The survey was conducted on behalf of communications vendor Avaya by Galaxy Research. Respondents were randomly selected from lists of organisation with a minimum of 200 employees, compiled by Dun and Bradstreet. Fifty of the IT managers were from New Zealand.
The research revealed that 23% of those surveyed were already using VoIP, and 24% were “seriously considering” using the technology. 28% described themselves as having “great interest” in VoIP, while 37% felt they were only “moderately interested”.
“What the data tells us is that ANZ businesses have moved beyond the early adopter stage in terms of VoIP uptake,” says Tony Jayne, general manager Agile New Zealand, Avaya’s local partner. “While most of those who have already deployed VoIP sit in the group with budgets larger than $2 million, those ‘seriously considering’ VoIP are better represented in the group with budgets less than $2 million. This is significant because it means uptake has moved to the more mainstream section of the market.”

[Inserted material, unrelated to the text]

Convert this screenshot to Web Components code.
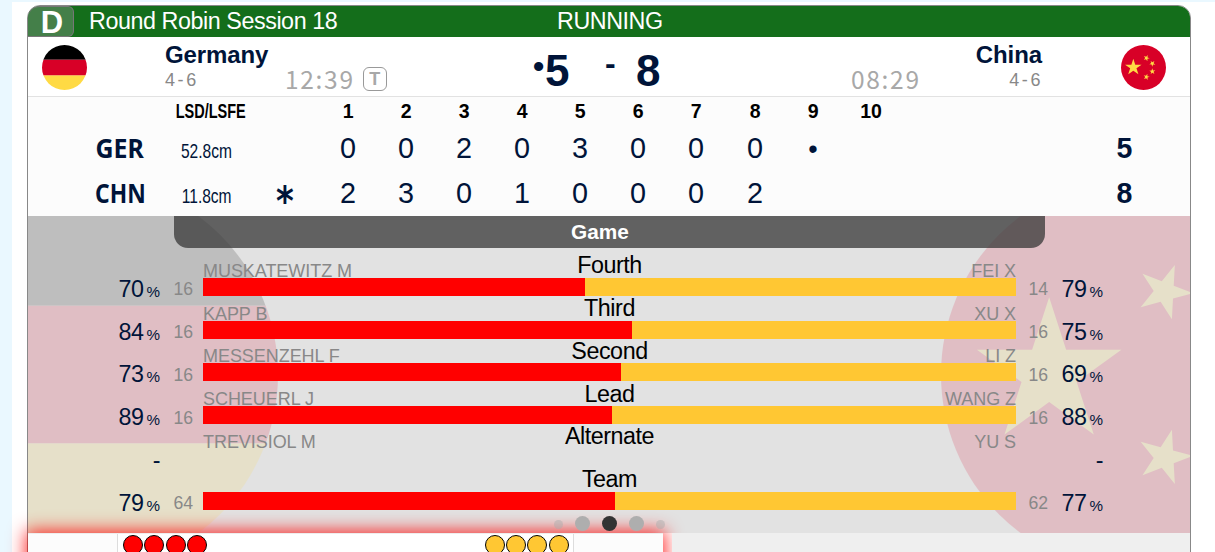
<!DOCTYPE html>
<html lang="en">
<head>
<meta charset="utf-8">
<title>Scoreboard</title>
<style>
  body { margin:0; height:552px; overflow:hidden; background:#eaf8ff; font-family:"Liberation Sans",Arial,sans-serif; color:#001439; }
</style>
</head>
<body>
<score-board>
  <session-bar slot="bar" sheet="D" state="RUNNING">Round Robin Session 18</session-bar>
  <match-head slot="head"></match-head>
  <line-score slot="ends"></line-score>
  <game-stats slot="stats"></game-stats>
  <stone-panel slot="stones"></stone-panel>
</score-board>
<script>
class BaseElement extends HTMLElement {
  constructor() {
    super();
    this.attachShadow({mode:"open"});
  }
  render(html) {
    const template = document.createElement('template');
    template.innerHTML = html;
    this.shadowRoot.replaceChildren(template.content.cloneNode(true));
  }
}

class ScoreBoard extends BaseElement {
  connectedCallback() {
    this.render(`
      <style>
        :host { display:block; padding:2px 0 0 12px; }
        .page { background:#fff; padding:3px 0 0 15px; height:547px; }
        .card { width:1162px; height:560px; border:1px solid #888; border-radius:13px 13px 0 0; background:#fff; }
      </style>
      <div class="page"><div class="card">
        <slot name="bar"></slot>
        <slot name="head"></slot>
        <slot name="ends"></slot>
        <slot name="stats"></slot>
        <slot name="stones"></slot>
      </div></div>`);
  }
}

class SessionBar extends BaseElement {
  connectedCallback() {
    this.render(`
      <style>
        :host { display:grid; grid-template-columns:46px 483px 1fr; height:31px; background:#146e1b;
          color:#fff; font-size:23.300px; letter-spacing:-.430px; line-height:30px; border-radius:12px 12px 0 0; }
        .sheet { box-sizing:border-box; height:31px; background:#447f49; border:1px solid #777; border-left:0; border-radius:12px 6px 6px 0;
          text-align:center; font-weight:bold; font-size:31px; letter-spacing:0; line-height:31px; padding-left:3px; }
        .name { padding-left:15px; }
      </style>
      <div class="sheet">${this.getAttribute("sheet")}</div>
      <div class="name"><slot></slot></div>
      <div>${this.getAttribute("state")}</div>`);
  }
}

class RoundFlag extends BaseElement {
  static shapes = {
    ger:`<path fill="#ffda44" d="M0 345h512v167H0z"/><path d="M0 0h512v167H0z"/><path fill="#d80027" d="M0 167h512v178H0z"/>`,
    chn:`<path fill="#d80027" d="M0 0h512v512H0z"/>
      <g fill="#ffda44">
        <path d="M140.2 155.8l22 68h71.6l-57.9 42 22.1 68-57.8-42-57.9 42 22.1-68-57.8-42h71.5z"/>
        <path d="M303.1 397.8l-16.9-20.8-25 9.6 14.5-22.5-16.9-20.8 25.9 6.9 14.6-22.5 1.4 26.8 25.9 6.9-25 9.7z"/>
        <path d="M303.1 114.2l-16.9 20.8-25-9.6 14.5 22.5-16.9 20.8 25.9-6.9 14.6 22.5 1.4-26.8 25.9-6.9-25-9.7z"/>
        <path d="M322.2 220.3L348.2 221.9 355.1 247 364.6 222.7 390.6 223.9 370.5 207.4 379.7 183 357.7 197 337.4 180.8 343.9 206z"/>
        <path d="M322.2 291.7L348.2 290.1 355.1 265 364.6 289.3 390.6 288.1 370.5 304.6 379.7 329 357.7 315 337.4 331.2 343.9 306z"/>
      </g>`
  }
  connectedCallback() {
    this.render(`
      <style>
        :host { display:block; }
        svg { display:block; width:100%; height:100%; border-radius:50%; }
      </style>
      <svg viewBox="0 0 512 512">${RoundFlag.shapes[this.getAttribute("team")]}</svg>`);
  }
}

class MatchHead extends BaseElement {
  connectedCallback() {
    this.render(`
      <style>
        :host { display:grid; grid-template-columns:137px 120px 229px 166px 170px 193px 1fr; height:59px; border-bottom:1px solid #e2e2e2; }
        round-flag { width:45px; height:45px; margin:8px 0 0 14px; }
        .right round-flag { margin-left:78px; }
        .name { font-weight:bold; font-size:24px; letter-spacing:-.1px; line-height:26px; padding-top:5px; white-space:nowrap; }
        .rec { font-size:18px; letter-spacing:2.600px; color:#888; line-height:20px; padding-top:2px; }
        .away { text-align:right; }
        .away .name { padding-right:1px; }
        .clock { display:flex; align-items:center; gap:8px; padding-top:26px; height:31px; font:24.500px/31px "Noto Sans CJK JP",sans-serif; letter-spacing:1.700px; color:#a8a8a8; }
        .clock i { box-sizing:border-box; width:24px; height:24px; border:1px solid #999; border-radius:6px; margin-top:1px;
          font:bold 18px/23px "Liberation Sans",sans-serif; letter-spacing:0; text-align:center; }
        .score { display:flex; padding-top:9px; font-weight:bold; font-size:44px; line-height:50px; }
        .score b:first-child { font-size:32px; line-height:40px; width:11px; }
        .score .five { width:60px; padding-left:1px; }
        .score .dash { width:31px; font-size:32px; line-height:34px; }
      </style>
      <div><round-flag team="ger"></round-flag></div>
      <div><div class="name">Germany</div><div class="rec">4-6</div></div>
      <div class="clock"><span>12:39</span><i>T</i></div>
      <div class="score" style="margin-left:19px"><b>•</b><b class="five">5</b><b class="dash">-</b><b>8</b></div>
      <div class="clock" style="padding-left:171px"><span>08:29</span></div>
      <div class="away"><div class="name">China</div><div class="rec">4-6</div></div>
      <div class="right"><round-flag team="chn"></round-flag></div>`);
  }
}

class LineScore extends BaseElement {
  connectedCallback() {
    const teams = [
      {code:"GER", fit:.94, lsd:"52.8cm", hammer:"", ends:["0","0","2","0","3","0","0","0","•",""], total:5},
      {code:"CHN", fit:.86, lsd:"11.8cm", hammer:"*", ends:["2","3","0","1","0","0","0","2","",""], total:8}
    ];
    const head = Array.from({length:10},(_,i)=>`<span>${i+1}</span>`).join("");
    const row = t => `
      <div class="row">
        <b class="code"><span style="transform:scaleX(${t.fit})">${t.code}</span></b>
        <span class="lsd"><span>${t.lsd}</span></span>
        <b class="ham">${t.hammer}</b><i></i>
        ${t.ends.map(e=>`<span class="end ${e == "•" ? "dot" : ""}">${e}</span>`).join("")}
        <b class="total"><span>${t.total}</span></b>
      </div>`;
    this.render(`
      <style>
        :host { display:block; height:119px; background:#fcfcfc; }
        .row { display:grid; grid-template-columns:122px 121px 28px 19.600px repeat(10,58.150px) 1fr;
          height:45px; line-height:44px; font-size:30px; text-align:center; }
        .row.head { height:29px; line-height:28px; font-size:21px; font-weight:bold; color:#000; }
        .row > * { min-width:0; white-space:nowrap; }
        .head b, .lsd { display:flex; justify-content:center; }
        .head b span { transform:scaleX(.69); }
        .head > span { transform:scaleX(.93); }
        .end { transform:scaleX(.96); }
        .code { padding-left:62px; font:bold 26.500px/44px "Noto Sans",sans-serif; }
        .code span { display:inline-block; }
        .lsd { font-size:21px; line-height:50px; padding-right:8px; }
        .lsd span { transform:scaleX(.74); }
        .ham { font:bold 40px/60px "DejaVu Sans",sans-serif; display:flex; justify-content:center; }
        .ham { transform:scaleX(.85); }
        .dot { font-size:28px; line-height:45px; }
        .total { text-align:left; padding-left:216px; }
        .total span { display:inline-block; transform:scaleX(.95); }
      </style>
      <div class="row head"><i></i><b><span>LSD/LSFE</span></b><i></i><i></i>${head}<i></i></div>
      ${teams.map(row).join("")}`);
  }
}

class StatRow extends BaseElement {
  connectedCallback() {
    const a = name => this.getAttribute(name) || "";
    const pct = v => v == "-" ? "<b>-</b>" : v ? `${v}<small>%</small>` : "";
    this.render(`
      <style>
        :host { display:grid; grid-template-columns:132px 33px 10px 813px 32px 55px 1fr; height:42.750px; }
        .pct, .num { text-align:right; white-space:nowrap; }
        .pct { font-size:23.300px; letter-spacing:-.5px; line-height:24px; padding-top:25px; }
        small { font-size:15.200px; letter-spacing:0; margin-left:3px; }
        b { font-weight:normal; }
        .num { font-size:17.6px; line-height:24px; padding-top:25.500px; color:#888; }
        .top { display:grid; grid-template-columns:1fr auto 1fr; height:26px; line-height:26px; font-size:18px; color:#888; }
        .top span { padding-top:6px; letter-spacing:-.050px; }
        .top span:last-child { text-align:right; }
        .top strong { font-weight:normal; font-size:23.300px; letter-spacing:-.450px; color:#000; padding-top:.5px; }
        .bar { display:flex; height:18px; background:#ffc733; }
        .bar i { background:#f00; width:${a("share")}px; }
      </style>
      <div class="pct">${pct(a("left"))}</div><div class="num">${a("ln")}</div><i></i>
      <div>
        <div class="top"><span>${a("home")}</span><strong><slot></slot></strong><span>${a("away")}</span></div>
        ${a("share") ? `<div class="bar"><i></i></div>` : ""}
      </div>
      <div class="num">${a("rn")}</div><div class="pct">${pct(a("right"))}</div><i></i>`);
  }
}

class GameStats extends BaseElement {
  connectedCallback() {
    this.render(`
      <style>
        :host { display:block; position:relative; height:317px; background:#e2e2e2; }
        .back { position:absolute; inset:0; overflow:hidden; opacity:.152; }
        .back round-flag { position:absolute; width:395px; height:395px; top:-39px; }
        .main { position:relative; }
        .tab { margin-left:146px; width:852px; height:32px; padding-right:19px; border-radius:0 0 14px 14px; background:rgba(58,58,58,.77);
          color:#fff; font-weight:bold; font-size:20.800px; line-height:31px; text-align:center; }
        .rows { padding-top:3.900px; }
        .dots { position:absolute; z-index:3; left:525.500px; top:300px; display:flex; align-items:center; gap:12px; }
        .dots i { width:15px; height:15px; border-radius:50%; background:#aeaeae; }
        .dots i.on { background:#333; }
        .dots i.s { width:9px; height:9px; background:rgba(174,174,174,.5); margin-top:2px; }
      </style>
      <div class="back"><round-flag team="ger" style="left:-145px"></round-flag><round-flag team="chn" style="left:913px"></round-flag></div>
      <div class="main">
        <div class="tab">Game</div>
        <div class="rows">
          <stat-row left="70" ln="16" home="MUSKATEWITZ M" away="FEI X" rn="14" right="79" share="382">Fourth</stat-row>
          <stat-row left="84" ln="16" home="KAPP B" away="XU X" rn="16" right="75" share="429">Third</stat-row>
          <stat-row left="73" ln="16" home="MESSENZEHL F" away="LI Z" rn="16" right="69" share="418">Second</stat-row>
          <stat-row left="89" ln="16" home="SCHEUERL J" away="WANG Z" rn="16" right="88" share="409">Lead</stat-row>
          <stat-row left="-" home="TREVISIOL M" away="YU S" right="-">Alternate</stat-row>
          <stat-row left="79" ln="64" rn="62" right="77" share="412">Team</stat-row>
        </div>
      </div>
      <div class="dots"><i class="s"></i><i></i><i class="on"></i><i></i><i class="s"></i></div>`);
  }
}

class StonePanel extends BaseElement {
  connectedCallback() {
    const stones = "<i></i>".repeat(4);
    this.render(`
      <style>
        :host { display:flex; height:40px; }
        .panel { position:relative; z-index:1; box-sizing:border-box; width:635px; display:grid; grid-template-columns:89px 457px 1fr;
          background:#fcfcfc; border-top:1px solid #eee; box-shadow:0 0 18px 2px rgba(255,0,0,.85); }
        .ice { background:#fff; border:solid #ddd; border-width:0 1px; display:flex; justify-content:space-between; padding:1px 4.500px 0 5px; }
        .set { display:flex; gap:1.300px; }
        i { box-sizing:border-box; width:20px; height:20px; border:1.500px solid #000; border-radius:50%; background:var(--stone); }
        .rest { position:relative; z-index:2; flex:1; margin-left:9px; background:#efefef; }
      </style>
      <div class="panel"><div></div>
        <div class="ice"><div class="set" style="--stone:#f00">${stones}</div><div class="set" style="--stone:#ffc733">${stones}</div></div>
      </div>
      <div class="rest"></div>`);
  }
}

customElements.define('round-flag',RoundFlag);
customElements.define('stat-row',StatRow);
customElements.define('session-bar',SessionBar);
customElements.define('match-head',MatchHead);
customElements.define('line-score',LineScore);
customElements.define('game-stats',GameStats);
customElements.define('stone-panel',StonePanel);
customElements.define('score-board',ScoreBoard);
</script>
</body>
</html>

Another shift in the profile of users was the fact that of those using VoIP, more were at operational/middle management level. Of those “seriously considering”, a much higher percentage (28% v 19%) were at senior management level. Jayne says this suggests that awareness of the benefits of VoIP have moved beyond the confines of operations and up into senior management, which he says is a key indication of the maturity of the technology.

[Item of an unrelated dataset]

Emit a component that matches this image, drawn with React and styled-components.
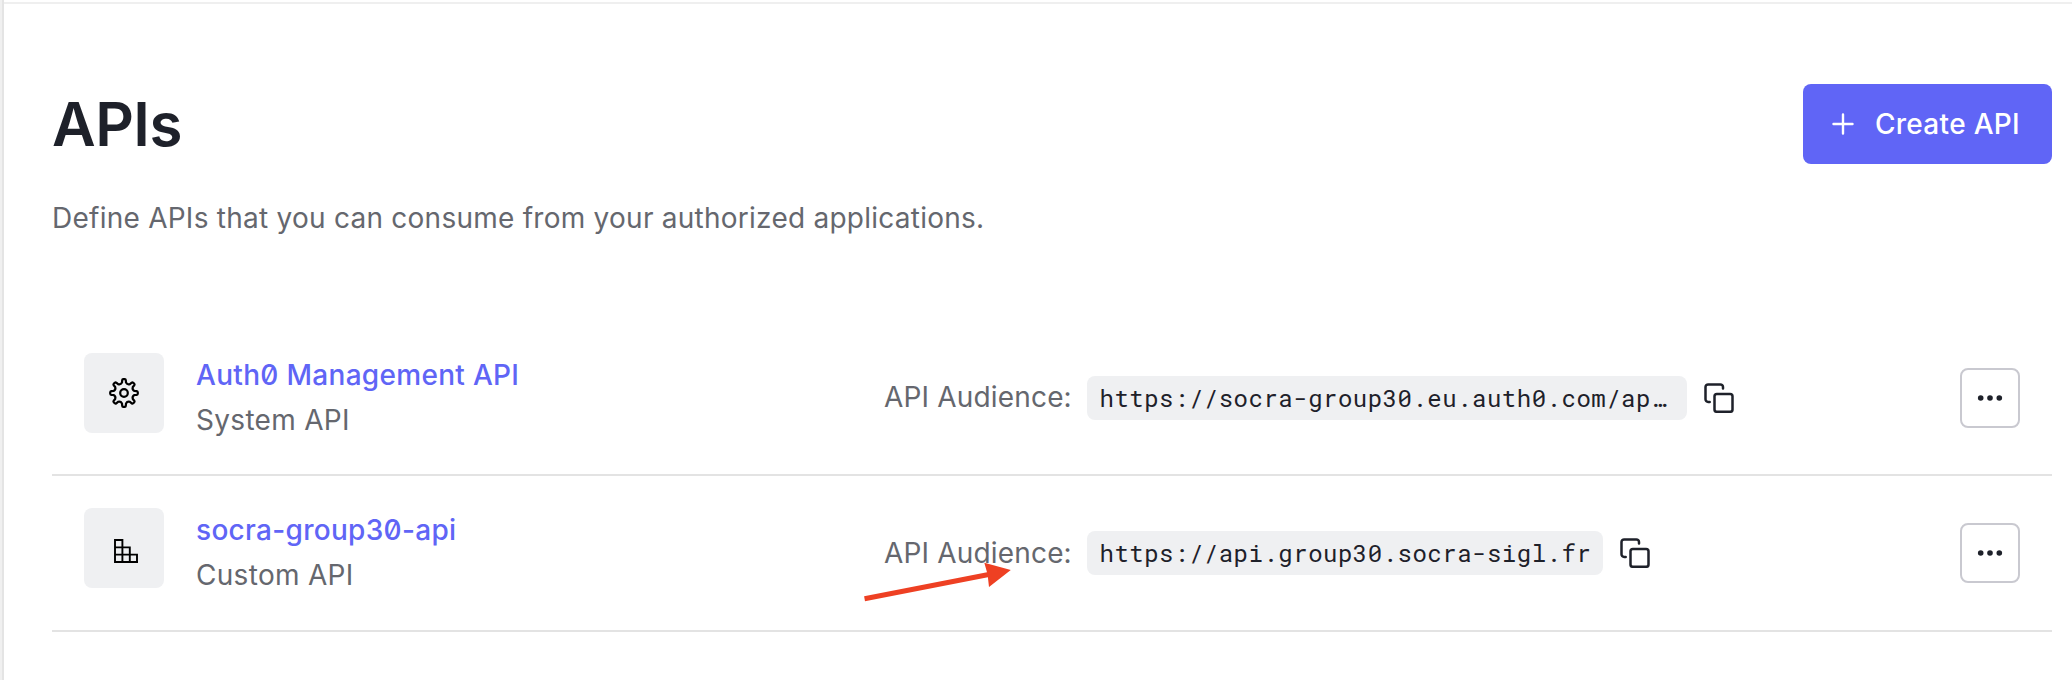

“This certainly confirms what we have been hearing from customers,” he says.”Awareness levels have changed quite dramatically, and the appreciation of the benefits of VoIP is widespread. While the early adopters were usually deploying VoIP in the contact centre, we are now talking to customers about rolling it out right across the organisation. This technology has matured significantly in the past 12 months.”

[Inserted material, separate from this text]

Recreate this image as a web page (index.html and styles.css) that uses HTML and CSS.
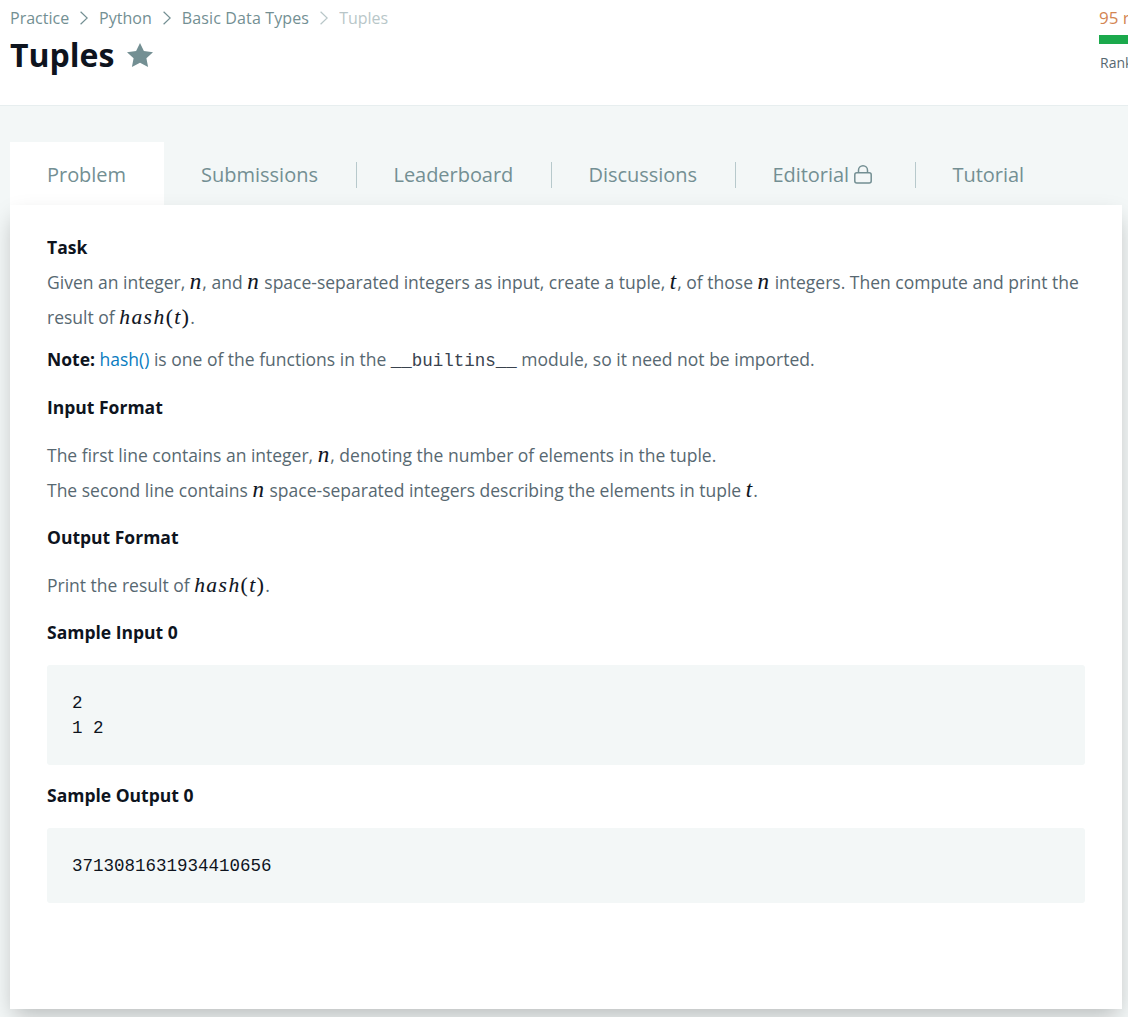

In another recent Australian survey, researcher IDC found that 25% of new phones sold to large companies were VoIP. Sales had risen 140%, from around 86,000 in 2003 to 205,000 in 2004. IDC is predicting that VoIP handset sales will double again in 2005.
IDC says one of every seven Australian companies has used VoIP to some extent. It predicts that by 2007 more than 50% of enterprises will have moved completely to the new IP systems.
Router row nears closure
A dispute between Cisco, Internet Security Systems, the Black Hat conference and a former ISS security expert — who revealed information related to hacking Cisco routers at the conference last month— has reached a point of legal settlement.
Michael Lynn agreed to sign a court injunction requiring him to return any materials or disassembled code related to Cisco and never to discuss the materials related to the presentation he gave at the Black Hat conference on July 27.
He gave the talk in spite of a prohibition from ISS and after a request by Cisco for it to be cancelled. Cisco and ISS had decided it was premature to release sensitive information related to how unpatched Cisco routers could be hacked and were furious when the main researcher, who had uncovered the exploits, defiantly spoke out on the topic.
The agreement, signed by all the parties, also requires Black Hat not to disseminate a video made of Lynn's presentation and to deliver to Cisco any video recording made of Lynn.
According to the, injunction Lynn is also forbidden from "unlawfully disassembling or reverse engineering Cisco code in the future [and] using Cisco decompiled code currently in his possession or control for any purpose”.
With VoIP, the networking devices, the servers and their operating systems, the protocols, the phones and their software are all security risks. Information about a call is almost as valuable as the voice content. An attacker could capture and reassemble packages in order to eavesdrop on conversations. Potential denial of service is another issue.
However, the risks, while specific to VoIP, are all issues dealt with on regular IP networks.
Encryption is one answer. As well, there needs to be regular assessments of devices to ensure they are in line with security demands. That also means being up to date in terms of patches and upgrades. The possibility of denial-of-service attacks means having in place an escalation process with the IP carrier.
A power loss can bring down a network, so redundancy options are important.
The data network needs to be controlled strictly, to be locked down. Otherwise, there can be problems with speech quality, even loss of calls caused by something a simple as someone dragging in a big file which gobbles up the available bandwidth. Traffic must be prioritised and requirements for voice, data and video consistently met. Mitigation of risk is critical.
Downward pressure on telco revenues attributable to VoIP represents an inexorable trend that will not be reversed, says IDC New Zealand senior telecommunications analyst. Chris Loh.
“The telecommunications industry is therefore in transition, with national and international carriers experiencing revenue depletion,” he says. The impact of VoIP services on the business models of incumbent telecommunications carriers in particular requires strategic responses in the form of substantial organisational transformation. It will also require significant cost containment efforts.”
Loh says this is already well under way at Telecom, with its extended diversification into mobile and internet services and, most recently, IT services and solutions.
He says the analysis of fixed-line calling revenue decline is made more complex by substitution effect of mobile and internet services and the substantial increase in competition in the national and international calling services market.
“VoIP is having a direct and increasingly significant impact on international carrier revenues. The volume of calling minutes, and hence the associated revenue cannibalised by the VoIP bypass, will continue to increase, thereby reducing service provider revenues and operating margins.
“VoIP technology uncouples the access network and service components inherent in telecommunications, making all calls effectively local calls. This fact disrupts the established conventions of national and international traffic exchange and the price relationship between carriers and their customers.
“The breakdown of carrier relationships implies a substantial portion of a very profitable and long-established revenue stream is under direct threat.”
This transformation raises important issues for carriers worldwide and the bodies overseeing them, he says. “The relevance of existing agreements between carriers, the rules dealing with traffic termination conventions, the handling of peer-to-peer VoIP application-based services, and the issues surrounding the loss of location independence of VoIP services are being questioned. It is therefore apparent that traditional telecommunications concepts must be re-examined in the face of the new paradigm of VoIP services.
“With the uncoupling of network access and service components precipitated by VoIP, the opportunity for increasingly fickle customer behaviour increases.